Many of the main popular sports in India are limited or non-contact sports such as tennis, badminton and cricket. Indian culture has a limited influence from contact sports. Some of those sports include wrestling, soccer, field hockey and kabaddi (which is a team contact sport with its highest popularity in South Asia). Despite being a former British colony, India does not have that strong of a rugby presence (though it is estimated to be growing), nor many other contact sports such as football, lacrosse or ice hockey.
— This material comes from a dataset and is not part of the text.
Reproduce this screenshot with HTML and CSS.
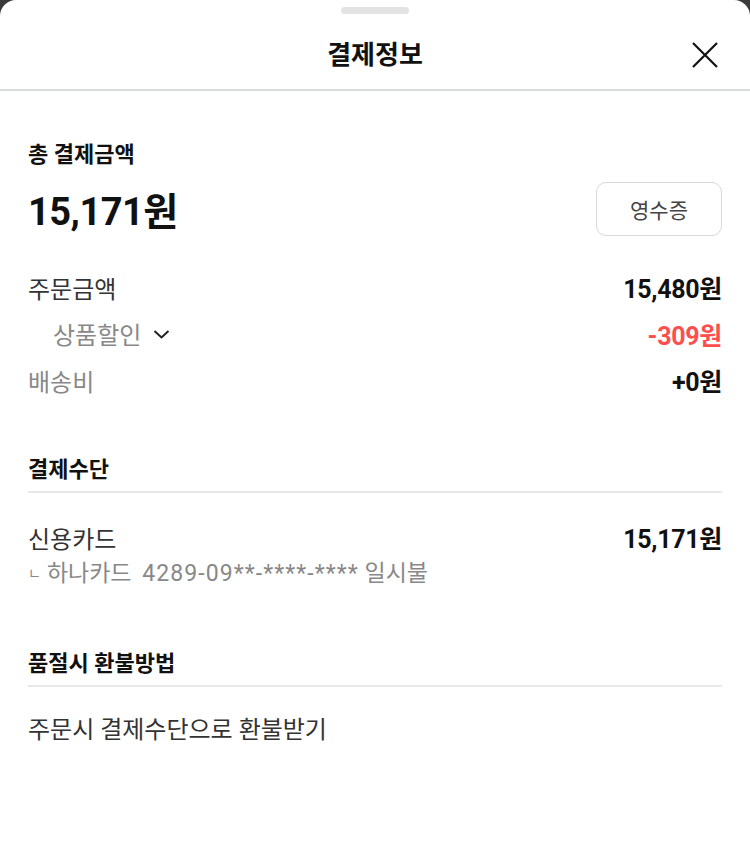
FILE: index.html
```html
<!DOCTYPE html>
<html lang="ko">
<head>
<meta charset="utf-8">
<link rel="stylesheet" href="styles.css">
</head>
<body>
<div class="sheet">
  <div class="handle"></div>
  <header class="header">
    <h1 class="title">결제정보</h1>
    <button class="close" aria-label="닫기">
      <svg width="28" height="28" viewBox="0 0 28 28"><path d="M2 2L26 26M26 2L2 26" stroke="#111" stroke-width="2.2" fill="none"/></svg>
    </button>
  </header>
  <section class="total">
    <div class="label-strong">총 결제금액</div>
    <div class="total-row">
      <div class="total-amount">15,171원</div>
      <button class="receipt">영수증</button>
    </div>
  </section>
  <section class="breakdown">
    <div class="row"><span class="key dark">주문금액</span><span class="val">15,480원</span></div>
    <div class="row"><span class="key sub">상품할인
      <svg class="chev" width="17" height="10" viewBox="0 0 17 10"><path d="M1.5 2L8.5 8.5L15.5 2" stroke="#222" stroke-width="2" fill="none"/></svg></span><span class="val red">-309원</span></div>
    <div class="row"><span class="key">배송비</span><span class="val">+0원</span></div>
  </section>
  <section class="block">
    <h2 class="block-title">결제수단</h2>
    <div class="row pay"><span class="key dark">신용카드</span><span class="val">15,171원</span></div>
    <div class="card-info"><span class="mark">ㄴ</span>하나카드 <span class="num">4289-09**-****-****</span> 일시불</div>
  </section>
  <section class="block second">
    <h2 class="block-title">품절시 환불방법</h2>
    <div class="refund">주문시 결제수단으로 환불받기</div>
  </section>
</div>
</body>
</html>
```

FILE: styles.css
```css
* { box-sizing: border-box; }
html, body { margin: 0; padding: 0; }
body {
  background: #3a3a3a;
  font-family: "Roboto", "Noto Sans CJK KR", sans-serif;
  color: #111;
}
.sheet {
  background: #fff;
  border-radius: 16px 16px 0 0;
  min-height: 848px;
  padding-top: 7px;
}
.handle {
  width: 68px;
  height: 7px;
  border-radius: 4px;
  background: #e3e3e3;
  margin: 0 auto;
}
.header {
  position: relative;
  height: 77px;
  border-bottom: 2px solid #d9dcdf;
  display: flex;
  align-items: center;
  justify-content: center;
  padding-top: 7px;
}
.title {
  margin: 0;
  font-size: 26px;
  font-weight: 700;
  color: #111;
  line-height: 32px;
}
.close {
  position: absolute;
  right: 31px;
  top: 27px;
  width: 28px;
  height: 28px;
  padding: 0;
  border: 0;
  background: none;
}
.close svg { display: block; }
.total { padding: 49px 28px 0; }
.label-strong {
  font-size: 22px;
  font-weight: 700;
  line-height: 30px;
}
.total-row {
  display: flex;
  justify-content: space-between;
  align-items: flex-start;
  margin-top: 12px;
}
.total-amount {
  font-size: 38px;
  font-weight: 700;
  letter-spacing: -0.5px;
  line-height: 48px;
  margin-top: 6px;
}
.receipt {
  width: 126px;
  height: 54px;
  border: 1.5px solid #d9d9d9;
  border-radius: 10px;
  background: #fff;
  font-family: inherit;
  font-size: 21px;
  color: #444;
}
.breakdown { padding: 28px 28px 0; }
.row {
  display: flex;
  justify-content: space-between;
  align-items: center;
  height: 46px;
  font-size: 24px;
}
.breakdown .row:nth-child(2) { height: 47px; }
.key { color: #888; display: flex; align-items: center; gap: 12px; }
.key.dark { color: #333; }
.key.sub { padding-left: 25px; }
.chev { margin-top: 1px; }
.val { font-weight: 700; color: #111; font-size: 25px; letter-spacing: -0.3px; }
.val.red { color: #ff4d4d; }
.block { padding: 52px 28px 0; }
.block.second { padding-top: 62px; }
.block-title {
  margin: 0;
  font-size: 22px;
  font-weight: 700;
  line-height: 30px;
  padding-bottom: 6px;
  border-bottom: 2px solid #e8e8e8;
}
.row.pay { margin-top: 21px; }
.card-info {
  font-size: 23px;
  color: #888;
  line-height: 26px;
}
.card-info .mark {
  font-size: 14px;
  margin-right: 6px;
  vertical-align: 3px;
}
.card-info .num {
  margin-left: 5px;
  letter-spacing: 1.1px;
}
.refund {
  margin-top: 28px;
  font-size: 24px;
  line-height: 30px;
  color: #333;
}
```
The worries about players’ safety resembles those shared by many parents. This concern over safety is also influencing white and black participation, and the general popularity of the sport, as concerns of chronic traumatic encephalopathy (CTE) rise. Overall, the participation in football has declined nationwide for a multitude of theorized reasons, including said health concerns, early sports specialization and a decreasing school-aged child population, according to Forbes’s Bob Cook.
However, in Coppell, there is still a large participation in the sport, with a varsity team, two junior varsity teams and three freshmen teams.
While there are only two Indians on the varsity team (the same number as the total number of Indian players in the NFL throughout its entire history), the Indian demographic is represented in other sports.
“When we have offseason during the spring season, I see a ton of Indian kids in different sports like soccer, tennis, track,” Dalal said. “You could say baseball doesn’t have a lot of Indians too, but other than that, not many other sports have [very few Indians].”
Coppell is growing in diversity, both in school population and sports participation. As more ethnic percentages grow, the trend in the athletics sector is expected to follow. In years to come, the high school’s athletic canvas might become less and less monochrome.